• Aim:
Copy exactly the lines from the start of the material through the line with "ChevronRight, TrendingUp, HandCoins". Pictures stay out of the copy.
** Start **
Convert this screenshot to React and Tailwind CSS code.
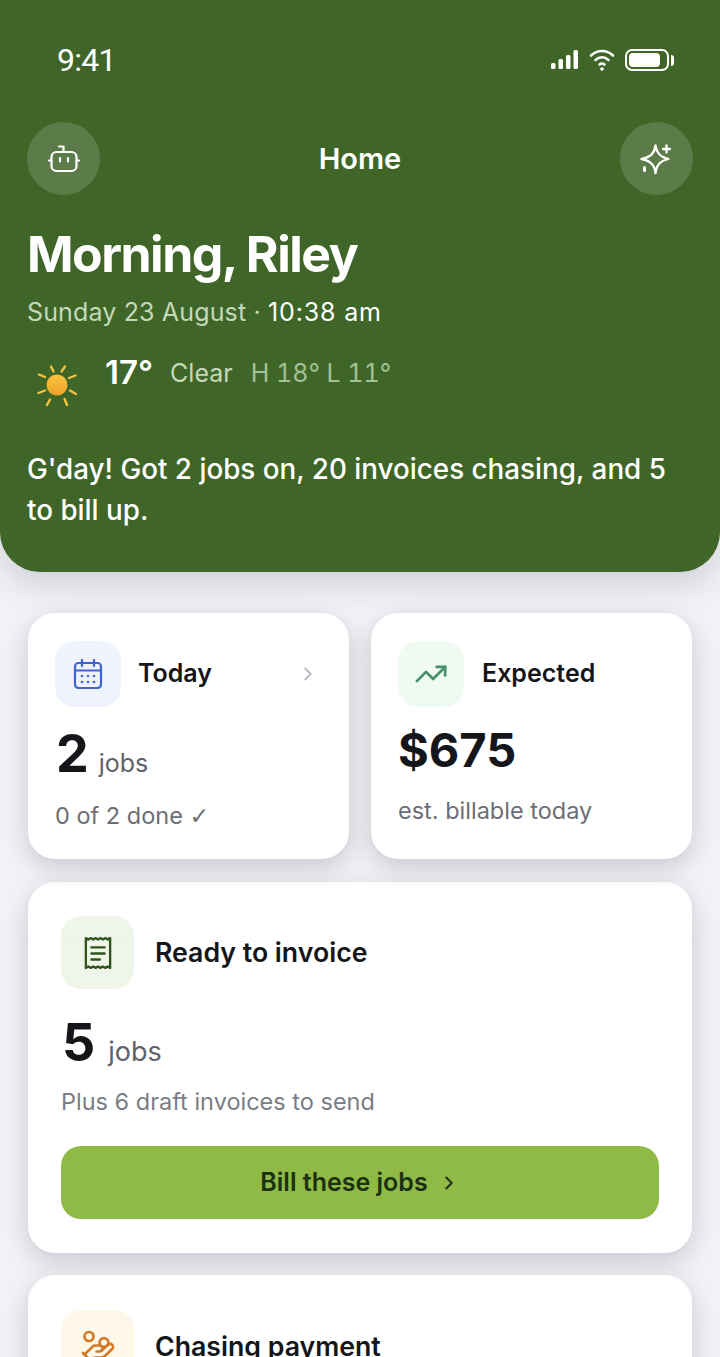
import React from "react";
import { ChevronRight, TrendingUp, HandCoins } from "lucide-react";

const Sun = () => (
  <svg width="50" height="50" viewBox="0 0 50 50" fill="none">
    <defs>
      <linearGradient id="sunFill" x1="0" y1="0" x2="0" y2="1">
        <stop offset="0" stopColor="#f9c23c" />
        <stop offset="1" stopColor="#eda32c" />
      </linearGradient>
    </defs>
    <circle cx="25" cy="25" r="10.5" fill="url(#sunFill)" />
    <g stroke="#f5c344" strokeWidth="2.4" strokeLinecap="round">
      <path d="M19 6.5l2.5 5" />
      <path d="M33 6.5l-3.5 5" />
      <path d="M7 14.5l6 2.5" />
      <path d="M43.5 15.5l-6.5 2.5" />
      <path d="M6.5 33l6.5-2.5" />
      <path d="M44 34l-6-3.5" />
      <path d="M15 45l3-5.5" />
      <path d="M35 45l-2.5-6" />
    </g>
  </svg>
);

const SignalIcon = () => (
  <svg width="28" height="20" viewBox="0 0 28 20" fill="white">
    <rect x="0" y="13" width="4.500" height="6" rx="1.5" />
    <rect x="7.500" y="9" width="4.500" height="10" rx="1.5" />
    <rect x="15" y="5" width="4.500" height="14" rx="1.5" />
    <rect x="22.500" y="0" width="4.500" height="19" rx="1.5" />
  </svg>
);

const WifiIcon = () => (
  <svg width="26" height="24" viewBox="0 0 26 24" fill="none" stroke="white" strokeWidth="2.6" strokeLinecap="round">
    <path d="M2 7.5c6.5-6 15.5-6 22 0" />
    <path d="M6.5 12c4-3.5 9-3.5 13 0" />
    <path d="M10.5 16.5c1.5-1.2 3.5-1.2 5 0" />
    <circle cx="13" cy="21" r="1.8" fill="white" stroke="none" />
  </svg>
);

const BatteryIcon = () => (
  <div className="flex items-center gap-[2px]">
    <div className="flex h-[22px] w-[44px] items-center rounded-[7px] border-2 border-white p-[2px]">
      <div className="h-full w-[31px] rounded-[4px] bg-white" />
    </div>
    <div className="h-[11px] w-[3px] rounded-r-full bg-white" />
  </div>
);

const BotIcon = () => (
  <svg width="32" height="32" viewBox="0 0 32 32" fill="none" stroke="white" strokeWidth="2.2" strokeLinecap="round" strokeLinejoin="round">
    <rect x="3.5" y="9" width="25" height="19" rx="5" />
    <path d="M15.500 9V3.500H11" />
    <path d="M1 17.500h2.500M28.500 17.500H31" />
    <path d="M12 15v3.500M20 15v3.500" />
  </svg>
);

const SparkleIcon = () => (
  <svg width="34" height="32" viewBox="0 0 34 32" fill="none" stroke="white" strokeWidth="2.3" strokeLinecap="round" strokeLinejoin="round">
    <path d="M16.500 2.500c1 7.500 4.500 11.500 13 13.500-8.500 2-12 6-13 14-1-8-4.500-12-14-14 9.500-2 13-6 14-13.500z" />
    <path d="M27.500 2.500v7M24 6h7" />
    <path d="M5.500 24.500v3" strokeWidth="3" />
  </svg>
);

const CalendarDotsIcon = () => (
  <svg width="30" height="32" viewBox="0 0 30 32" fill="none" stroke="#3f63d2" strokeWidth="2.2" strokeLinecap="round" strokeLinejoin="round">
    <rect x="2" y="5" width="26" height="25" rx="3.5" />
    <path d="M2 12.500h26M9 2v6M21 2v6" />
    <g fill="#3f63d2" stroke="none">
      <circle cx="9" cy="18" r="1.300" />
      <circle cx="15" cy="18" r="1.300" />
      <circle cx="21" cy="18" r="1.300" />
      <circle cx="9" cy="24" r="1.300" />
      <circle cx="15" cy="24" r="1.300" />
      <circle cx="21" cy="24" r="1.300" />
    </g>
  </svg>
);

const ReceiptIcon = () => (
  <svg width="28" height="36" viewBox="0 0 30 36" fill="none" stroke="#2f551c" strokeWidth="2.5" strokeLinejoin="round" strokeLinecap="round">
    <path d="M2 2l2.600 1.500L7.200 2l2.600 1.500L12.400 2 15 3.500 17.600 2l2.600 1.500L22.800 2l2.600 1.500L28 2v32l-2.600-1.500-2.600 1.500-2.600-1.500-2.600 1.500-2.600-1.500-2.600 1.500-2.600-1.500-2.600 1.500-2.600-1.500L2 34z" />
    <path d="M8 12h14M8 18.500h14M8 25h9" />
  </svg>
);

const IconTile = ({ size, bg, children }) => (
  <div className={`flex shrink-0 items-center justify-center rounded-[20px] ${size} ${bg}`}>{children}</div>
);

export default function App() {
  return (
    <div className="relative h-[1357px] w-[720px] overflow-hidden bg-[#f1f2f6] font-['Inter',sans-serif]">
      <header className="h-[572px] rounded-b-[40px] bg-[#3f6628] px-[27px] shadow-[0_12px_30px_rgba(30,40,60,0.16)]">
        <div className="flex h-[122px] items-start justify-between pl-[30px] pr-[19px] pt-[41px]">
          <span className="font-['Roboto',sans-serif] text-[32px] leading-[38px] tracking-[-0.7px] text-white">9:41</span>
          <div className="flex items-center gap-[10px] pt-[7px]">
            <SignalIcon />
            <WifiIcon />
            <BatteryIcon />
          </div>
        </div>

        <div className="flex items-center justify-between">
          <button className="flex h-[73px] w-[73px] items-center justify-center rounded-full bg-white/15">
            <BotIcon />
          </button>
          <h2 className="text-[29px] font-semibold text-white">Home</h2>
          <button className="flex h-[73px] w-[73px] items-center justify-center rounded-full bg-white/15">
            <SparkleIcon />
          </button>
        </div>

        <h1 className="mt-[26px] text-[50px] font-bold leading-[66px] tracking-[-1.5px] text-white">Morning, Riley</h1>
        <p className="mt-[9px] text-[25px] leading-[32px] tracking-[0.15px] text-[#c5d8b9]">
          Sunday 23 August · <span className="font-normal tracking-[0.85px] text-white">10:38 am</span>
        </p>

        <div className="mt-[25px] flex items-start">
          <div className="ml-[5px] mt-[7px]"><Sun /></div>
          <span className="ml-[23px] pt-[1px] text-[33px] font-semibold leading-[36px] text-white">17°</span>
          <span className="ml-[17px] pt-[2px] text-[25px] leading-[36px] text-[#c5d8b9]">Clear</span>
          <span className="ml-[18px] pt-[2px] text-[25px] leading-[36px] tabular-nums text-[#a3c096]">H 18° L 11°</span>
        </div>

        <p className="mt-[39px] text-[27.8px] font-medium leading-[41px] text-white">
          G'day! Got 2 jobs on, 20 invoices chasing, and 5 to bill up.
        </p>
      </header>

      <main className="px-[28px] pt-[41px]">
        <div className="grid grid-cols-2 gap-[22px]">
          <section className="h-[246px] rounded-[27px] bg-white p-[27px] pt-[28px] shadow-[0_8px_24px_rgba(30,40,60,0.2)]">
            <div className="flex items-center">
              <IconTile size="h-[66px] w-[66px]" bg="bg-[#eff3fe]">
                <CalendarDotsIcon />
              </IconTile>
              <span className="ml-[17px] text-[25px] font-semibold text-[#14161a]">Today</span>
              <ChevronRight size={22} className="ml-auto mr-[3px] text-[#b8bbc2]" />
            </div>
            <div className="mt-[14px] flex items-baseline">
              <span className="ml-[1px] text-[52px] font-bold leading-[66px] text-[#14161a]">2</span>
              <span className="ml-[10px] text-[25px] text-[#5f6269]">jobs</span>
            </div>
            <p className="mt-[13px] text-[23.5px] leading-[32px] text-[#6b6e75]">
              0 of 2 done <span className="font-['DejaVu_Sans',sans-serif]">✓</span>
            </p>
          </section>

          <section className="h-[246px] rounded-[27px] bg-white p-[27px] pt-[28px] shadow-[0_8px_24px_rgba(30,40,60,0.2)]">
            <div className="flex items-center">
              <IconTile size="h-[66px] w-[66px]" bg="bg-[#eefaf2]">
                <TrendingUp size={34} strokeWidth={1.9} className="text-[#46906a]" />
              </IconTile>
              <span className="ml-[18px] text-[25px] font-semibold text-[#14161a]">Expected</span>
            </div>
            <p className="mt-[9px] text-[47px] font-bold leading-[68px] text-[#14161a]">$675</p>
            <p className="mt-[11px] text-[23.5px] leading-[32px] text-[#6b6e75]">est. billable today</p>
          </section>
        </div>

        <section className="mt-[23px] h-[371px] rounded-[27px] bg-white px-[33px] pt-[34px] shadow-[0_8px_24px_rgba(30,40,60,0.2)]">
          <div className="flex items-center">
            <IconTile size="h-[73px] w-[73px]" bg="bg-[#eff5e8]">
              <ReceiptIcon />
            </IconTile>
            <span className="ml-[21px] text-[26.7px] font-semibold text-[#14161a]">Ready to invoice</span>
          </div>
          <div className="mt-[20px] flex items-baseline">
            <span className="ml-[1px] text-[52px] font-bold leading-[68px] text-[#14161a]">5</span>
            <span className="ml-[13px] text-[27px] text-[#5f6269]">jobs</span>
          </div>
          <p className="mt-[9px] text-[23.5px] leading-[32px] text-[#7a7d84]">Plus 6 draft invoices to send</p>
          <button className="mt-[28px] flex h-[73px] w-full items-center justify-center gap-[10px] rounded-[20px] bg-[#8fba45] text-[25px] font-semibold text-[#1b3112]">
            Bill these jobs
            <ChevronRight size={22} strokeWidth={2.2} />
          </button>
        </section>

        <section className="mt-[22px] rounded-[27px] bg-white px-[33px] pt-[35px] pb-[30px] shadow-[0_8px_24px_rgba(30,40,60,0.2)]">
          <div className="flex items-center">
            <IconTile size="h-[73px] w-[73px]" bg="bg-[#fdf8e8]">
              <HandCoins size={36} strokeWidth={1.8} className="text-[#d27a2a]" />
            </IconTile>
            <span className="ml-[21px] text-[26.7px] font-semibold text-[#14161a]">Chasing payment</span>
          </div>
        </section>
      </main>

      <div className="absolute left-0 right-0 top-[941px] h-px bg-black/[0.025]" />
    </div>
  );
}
** End **
• Full answer:
Convert this screenshot to React and Tailwind CSS code.
import React from "react";
import { ChevronRight, TrendingUp, HandCoins } from "lucide-react";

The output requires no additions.